WCP4720

Letter (WCP4720.5076)

[1]

Broadstone, Wimborne

April 8th. 1906

Dear Mr. Slater

Thanks for sending one Spruce's1 Journal apparently (so far), intended for the press. I think I had it once before, from him, but had no time & not much inclination, then, to read it. Now I have begun to read it, & find it full of interest, but it is too small a portion of his whole journey (besides being the best known part of it) to be likely to get a publisher. now. I gather from your letter that you have not yet fully examined & sorted out all Spruce's papers. From letters I have of his, & several [2] of which I have printed in "My Life", I feel sure he must have kept some kind of "journal" throughout his travels & also copious notes on the various botanical & other questions & facts that from time to time interested him. I have the French "Precis d'un Voyage &c." from him, and have just been translating the greater part of it for a young friend now in Trinidad, but who thinks of going up the Amazon into Spruce's Country — it is most interesting. — but very brief.

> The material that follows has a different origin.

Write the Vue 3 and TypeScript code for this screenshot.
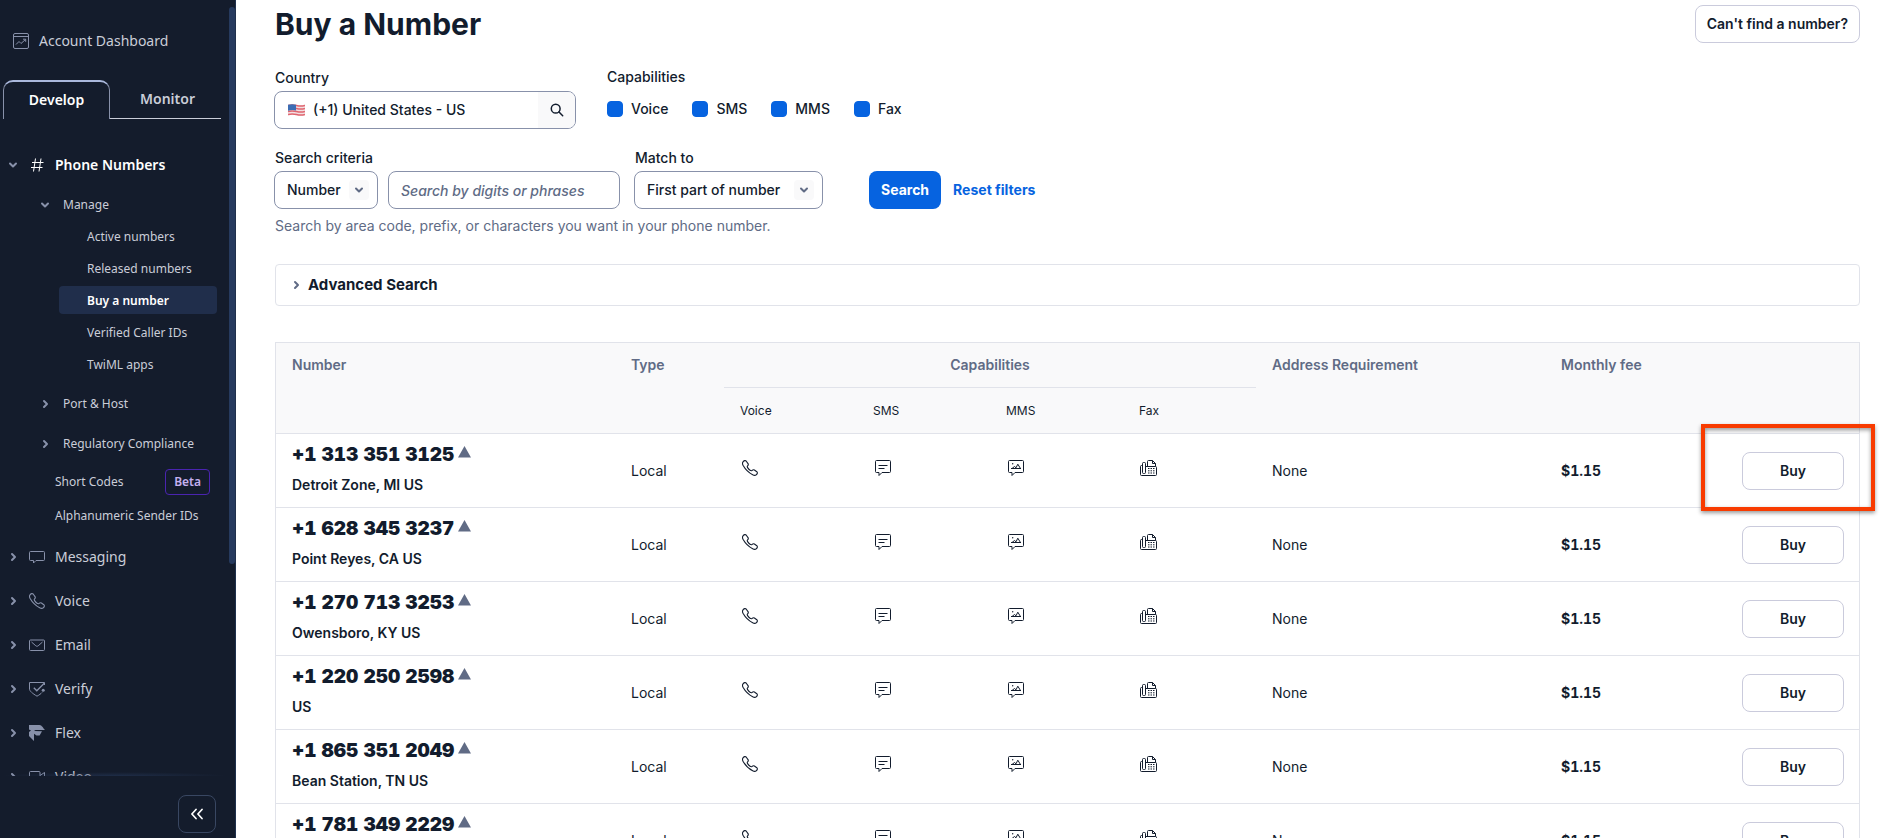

My idea is, that from his notes & journals & from the letters to the Journal of Botany &c. a book might be made up of considerable [3] interest to Botanists & also to naturalists of every class, and even to all educated persons with scientific tastes. I presume he must have, at least one complete set of all the letters &c. he sent to the J. of Botany, or other periodicals, & probably copies of private letters to Sir William Hooker2 and to Mr. Bentham.3 If you can, first, send me a list of all the papers &c. of the above character, that you have, I shall be able to judge whether it is worth while to apply to Sir J. Hooker4 or others for advice or information. But please do [4] not send them to be me till I know approximate what they are, as I am so crowded up with my own mss. papers & letters that I really have no room to deal with a large mass of unsorted papers, large parts of which may be relating to business or of no interest. It is his voyages to the Orinoko & the Andes that have the greatest novelty & interest, & of the former I know nothing, except what he told me himself or mentioned in private letters, but it was full of interest.

Prof. Poulton of Oxford5 is now preparing for publication the Journals of Burchell6 the great traveller & naturalist of the beginning of the last century, — & I expects Spruce's "Journals" will be quite as interesting.

Yours very truly | Alfred R. Wallace [signature]

Spruce, Richard (1817 — 1893), botanist.
Hooker, Sir William Jackson (1785 — 1865), botanist and first full-time Director of Kew Gardens (1841 — 1865).
Bentham, George (1800 — 1884), botanist.
Hooker, Sir Joseph Dalton (1817 — 1911), botanist and Director of Kew Gardens (1865 — 1885). Second son of Sir William Jackson Hooker.
Poulton, Sir Edward Bagnall (1856 — 1943), zoologist. Appointed Hope Professor of Zoology at the University of Oxford in 1893.
Burchell, William John (1781 — 1863), explorer and naturalist.